Phase transition at ~10 robots: "dedicated GPU per robot" breaks. Need shared inference service. At 1000, need fleet learning (Tesla's approach). Annie's architecture is explicitly artisanal, not industrial.
"Walk through a real scenario."
Path computed on SLAM map to kitchen.
"Where is kitchen?" → "RIGHT MEDIUM." "What room?" → "hallway."
270mm clearance. ESTOP not triggered.
VLM switches to stove query.
Annie reports back by voice. Total: 42 seconds.
The 42-second journey reveals: the value isn't speed (walking is faster). It's not having to get up. The architecture serves a lifestyle use case, not efficiency. Debugging spans 4 tiers on 3 machines — the hidden cost of distributed hybrid systems.
People & adoption
"Who sees what?"
4-tier hierarchy, each tier independently testable. Architecturally satisfying.
Doesn't care about architecture. Judges by outcomes only.
Camera always on. Even local-only, feels like surveillance.
Rule-based + depth sensor does 80% at 1/10th complexity.
Gap between Rajesh (sees architecture) and Mom (sees behavior). The 4-tier hierarchy is invisible to users. Phase 2a has zero user-visible benefit unless paired with a capability like "Annie, what room are you in?" Visitor's perspective is most underrepresented — needs a privacy mode.
"Path from novice to expert?"
/drive/forward, /drive/turn
"Go to X" with camera.
Scene + obstacle awareness.
ROS2 + Docker + Zenoh. Where people get stuck.
"Where is the kitchen?" with accumulated spatial knowledge.

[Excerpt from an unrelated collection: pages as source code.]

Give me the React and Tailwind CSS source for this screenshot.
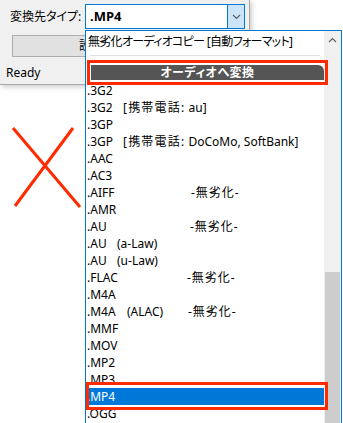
import React from "react";

const rows = [
  { name: ".3G2" },
  { name: ".3G2", w: "w-[36px]", phone: "au]" },
  { name: ".3GP" },
  { name: ".3GP", w: "w-[36px]", phone: "DoCoMo, SoftBank]" },
  { name: ".AAC" },
  { name: ".AC3" },
  { name: ".AIFF", w: "w-[104px]", lossless: true },
  { name: ".AMR" },
  { name: ".AU", w: "w-[103px]", lossless: true },
  { name: ".AU", w: "w-[30px]", note: "(a-Law)" },
  { name: ".AU", w: "w-[30px]", note: "(u-Law)" },
  { name: ".FLAC", w: "w-[100px]", lossless: true },
  { name: ".M4A" },
  { name: ".M4A", w: "w-[40px]", note: "(ALAC)", lossless: true },
  { name: ".MMF" },
  { name: ".MOV" },
  { name: ".MP2" },
  { name: ".MP3" },
  { name: ".MP4", selected: true },
  { name: ".OGG" },
];

const Chevron = ({ up }) => (
  <svg width="9" height="6" viewBox="0 0 9 6" className="block">
    <path
      d={up ? "M1 5 L4.5 1.5 L8 5" : "M1 1 L4.5 4.5 L8 1"}
      fill="none"
      stroke="#606060"
      strokeWidth="1.2"
    />
  </svg>
);

export default function App() {
  return (
    <div className="relative w-[343px] h-[423px] overflow-hidden bg-white text-black font-['Noto_Sans','Noto_Sans_CJK_JP',sans-serif] text-[12px] [font-feature-settings:'palt']">
      {/* dialog window */}
      <div className="w-[250px] h-[85px] bg-[#f0f0f0] border-r border-b border-[#a8a8a8] shadow-[2px_2px_5px_rgba(0,0,0,0.2)] flex flex-col">
        <div className="flex items-center mt-[4px] h-[25px]">
          <span className="w-[85px] pl-[10px] leading-none">変換先タイプ:</span>
          <div className="flex w-[160px] h-[25px] bg-white border border-[#0078d7]">
            <span className="flex-1 pl-[4px] leading-[23px] font-bold text-[13px]">.MP4</span>
            <div className="w-[17px] bg-[#cce4f7] border-l border-[#0078d7] flex items-center justify-center">
              <Chevron />
            </div>
          </div>
        </div>
        <div className="ml-[12px] mt-[6px] w-[224px] h-[22px] bg-[#e1e1e1] border border-[#adadad] flex items-center pl-[66px]">
          設定を保存する
        </div>
        <div className="mt-[9px] pl-[6px] leading-[14px]">Ready</div>
      </div>

      {/* drop-down list */}
      <div className="absolute left-[85px] top-[30px] w-[257px] h-[400px] bg-white border border-[#0078d7] flex">
        <div className="flex-1 pt-[2px] overflow-hidden">
          <div className="h-[17px] leading-[17px] pl-[2px] whitespace-nowrap tracking-[-0.7px]">
            無劣化オーディオコピー [自動フォーマット]
          </div>
          <div className="h-[10px] flex items-center px-[4px]">
            <div className="w-full h-px bg-[#e0e0e0]" />
          </div>
          <div className="h-[22px] pt-[5px] pl-[5px]">
            <div className="h-[15px] bg-[#555555] rounded-tr-[6px] text-white font-bold text-center leading-[15px] tracking-[0.5px]">
              オーディオへ変換
            </div>
          </div>
          {rows.map((r, i) => (
            <div
              key={i}
              className={`h-[17px] leading-[17px] pl-[1px] whitespace-nowrap flex ${
                r.selected ? "bg-[#0078d7] text-white" : ""
              }`}
            >
              <span className={r.w ? `inline-block shrink-0 ${r.w}` : ""}>{r.name}</span>
              {r.phone && (
                <span>
                  <span className="tracking-[1.2px]">[携帯電話:</span> {r.phone}
                </span>
              )}
              {r.note && (
                <span className={r.lossless ? "inline-block shrink-0 w-[61px]" : ""}>{r.note}</span>
              )}
              {r.lossless && <span className="tracking-[1px]">-無劣化-</span>}
            </div>
          ))}
        </div>
        <div className="w-[17px] bg-[#f0f0f0] flex flex-col">
          <div className="h-[17px] flex items-center justify-center">
            <Chevron up />
          </div>
          <div className="h-[224px]" />
          <div className="flex-1 bg-[#cdcdcd] mx-px" />
        </div>
      </div>

      {/* annotations */}
      <svg className="absolute left-0 top-0" width="90" height="215" viewBox="0 0 90 215">
        <line x1="13" y1="128" x2="80" y2="207" stroke="#ff2a00" strokeWidth="3" />
        <line x1="73" y1="128" x2="15" y2="206" stroke="#ff2a00" strokeWidth="3" />
      </svg>
      <div className="absolute left-[87px] top-[60px] w-[241px] h-[25px] border-[3px] border-[#ff2a00]" />
      <div className="absolute left-[86px] top-[382px] w-[242px] h-[28px] border-[3px] border-[#ff2a00]" />
    </div>
  );
}
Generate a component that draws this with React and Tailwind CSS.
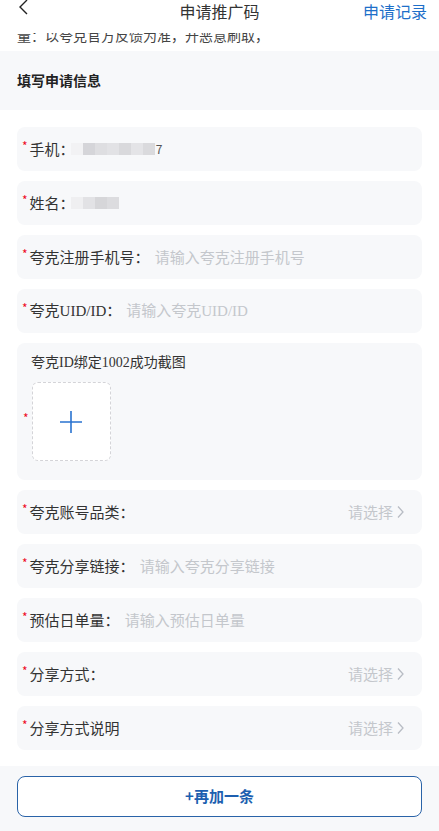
import React from "react";

const font = { fontFamily: '"Noto Sans CJK SC", "Noto Sans", sans-serif' };
const serifMix = { fontFamily: '"Liberation Serif", "Noto Sans CJK SC", serif' };

function Star() {
  return <span className="text-[#ee0a24] text-[12px] leading-none mr-[2px] -mt-[7px]">*</span>;
}

function Mosaic({ shades }) {
  return (
    <div className="flex items-center blur-[0.6px]">
      {shades.map((c, i) => (
        <div key={i} className="w-[12px] h-[12px]" style={{ background: c }} />
      ))}
    </div>
  );
}

function Arrow() {
  return (
    <svg width="9" height="14" viewBox="0 0 9 14" className="ml-[3px]">
      <path d="M2 1.5 L7 7 L2 12.5" fill="none" stroke="#b8bcc4" strokeWidth="1.3" />
    </svg>
  );
}

function Row({ label, placeholder, select, serif, children }) {
  return (
    <div className="mx-[17px] h-[44px] rounded-[8px] bg-[#f7f8fa] flex items-center pl-[5px] pr-[17px] text-[15px]">
      <Star />
      <span className="text-[#333]" style={serif ? serifMix : undefined}>{label}</span>
      {children}
      {placeholder && (
        <span className="ml-[5px] text-[#c4c7cc]" style={serif ? serifMix : undefined}>
          {placeholder}
        </span>
      )}
      {select && (
        <span className="ml-auto flex items-center text-[#c4c7cc]">
          请选择
          <Arrow />
        </span>
      )}
    </div>
  );
}

export default function App() {
  return (
    <div className="w-[439px] h-[831px] bg-white overflow-hidden" style={font}>
      <div className="h-[33px] relative flex items-start justify-center bg-white pt-[1px]">
        <svg width="12" height="16" viewBox="0 0 12 16" className="absolute left-[17px] top-[-1px]">
          <path d="M10 1 L3 8 L10 15" fill="none" stroke="#222" strokeWidth="1.4" />
        </svg>
        <span className="text-[16px] text-[#333] leading-[20px]">申请推广码</span>
        <span className="absolute right-[12px] top-[1px] text-[16px] text-[#1e6fc9] leading-[20px]">申请记录</span>
      </div>
      <div className="h-[18px] overflow-hidden">
        <p className="text-[14px] text-[#444] leading-[14px] -mt-[5px] pl-[17px] whitespace-nowrap">
          量：以夸克官方反馈为准，开恶意刷取，
        </p>
      </div>
      <div className="h-[59px] bg-[#f7f8fa] flex items-center pl-[17px]">
        <span className="text-[14px] font-bold text-[#222]">填写申请信息</span>
      </div>

      <div className="pt-[17px] flex flex-col gap-[10px]">
        <Row label="手机：">
          <div className="flex items-center -ml-[4px]">
            <Mosaic shades={["#f2f2f4", "#d5d5d9", "#dedee1", "#e2e2e5", "#d9d9dc", "#e4e4e7", "#dadadd"]} />
            <span className="text-[#555] text-[12px] ml-[1px]">7</span>
          </div>
        </Row>
        <Row label="姓名：">
          <div className="flex items-center -ml-[4px]">
            <Mosaic shades={["#efeff1", "#e2e2e5", "#d6d6d9", "#dcdcdf"]} />
            <span className="text-[#555] text-[11px] -ml-[6px]">ı</span>
          </div>
        </Row>
        <Row label="夸克注册手机号：" placeholder="请输入夸克注册手机号" />
        <Row label="夸克UID/ID：" placeholder="请输入夸克UID/ID" serif />

        <div className="mx-[17px] h-[137px] rounded-[8px] bg-[#f7f8fa] pl-[14px] pt-[10px] text-[14px]">
          <div className="text-[#333] leading-[20px]" style={serifMix}>夸克ID绑定1002成功截图</div>
          <div className="flex items-center mt-[9px] -ml-[8px]">
            <Star />
            <div className="ml-[1px] w-[79px] h-[79px] rounded-[6px] border border-dashed border-[#d4d4d8] bg-white flex items-center justify-center">
              <svg width="24" height="24" viewBox="0 0 24 24">
                <path d="M12 1 V23 M1 12 H23" stroke="#2a73d0" strokeWidth="1.6" />
              </svg>
            </div>
          </div>
        </div>

        <Row label="夸克账号品类：" select />
        <Row label="夸克分享链接：" placeholder="请输入夸克分享链接" />
        <Row label="预估日单量：" placeholder="请输入预估日单量" />
        <Row label="分享方式：" select />
        <Row label="分享方式说明" select />
      </div>

      <div className="mt-[16px] h-[70px] bg-[#f7f8fa] pt-[10px] px-[17px]">
        <button className="w-full h-[41px] rounded-[8px] border border-[#2a63a8] bg-white text-[15px] font-bold text-[#1d5fb0]">
          +再加一条
        </button>
      </div>
    </div>
  );
}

The plateau is SLAM integration. Sessions 86-92 were spent on ROS2, Zenoh, MessageFilter bugs. VLM side (Levels 1-3) is straightforward prompting. SLAM requires deep expertise. If packaged for others, SLAM deployment must be radically simplified.
"What resists change?"
Biggest barrier isn't technical — it's the "good enough" incumbent. Lidar-only works for basic avoidance. The VLM hybrid's activation energy is high until you need "go to the kitchen." Catalytic event: a pre-built Docker Compose that works in one command.
Find the gaps
"What's not being said?"
No power-aware planning discussed.
Stairs/elevator not mentioned.
VLM needs light. Indian homes have intermittent lighting.
What happens when Rajesh talks to Annie mid-navigation?
No recovery protocol for inconsistent maps.
Most significant gap: night/low-light. Indian homes have intermittent hallway lighting. Solutions: IR illumination, lidar-only fallback, ambient light sensor adjusting VLM trust. The voice + nav interaction gap is critical for her-os — "what do you see?" mid-navigation requires VLM to switch from nav to descriptive queries.
"What's invisible from your vantage point?"
Developed in WiFi-saturated environment. Many homes have dead spots.
58 Hz vs 36 Hz ignores Tesla has 8 cameras. Information-per-frame matters.
"Kitchen, bedroom, bathroom" — but what about pooja room, terrace, servant quarters?
$50 OAK-D Lite gives real depth at 30 FPS on CPU. 1/100th the compute.
Cultural blind spot: Annie navigates an Indian home with room types the VLM won't recognize — "pooja room" is unlikely in Gemma 4's training data. The CV researcher's point is valid: a $50 depth camera eliminates the glass-door problem. VLM value is specifically semantic understanding, not geometry.
"What new questions become askable?"
Most exciting: conversation maps fusing spatial + emotional context. "Mom mentioned glasses" (Context Engine) + "glasses on nightstand" (semantic map) + "Mom sounded tired" (SER) = proactive care. Most practical: what's the minimum VLM? If 400M works on Pi 5 CPU, the entire Panda GPU dependency disappears.
Five innovation signals where multiple lenses independently converged:
Four lenses flag WiFi as critical fragility. Innovation: On-Pi fallback VLM (400M, 2 Hz CPU) that activates when WiFi drops. Catastrophic failure becomes graceful degradation.
Temporal surplus enables it, decision tree confirms fit, energy landscape shows lowest barrier. Innovation: Build as open-source ROS2 package. Transferable to any camera-equipped robot.
"Annie, what's in the kitchen?" Combining spatial memory with conversational memory creates personal spatial-conversational AI. Innovation: No current product offers this combination.
Both VLM and lidar fail on transparent surfaces. Innovation: Add $50 depth camera (OAK-D Lite). Structured light bounces off glass, filling the gap where both primary sensors fail.
Multi-query VLM pipeline works for security, agriculture, retail. Innovation: Extract and publish as standalone framework before the space gets crowded.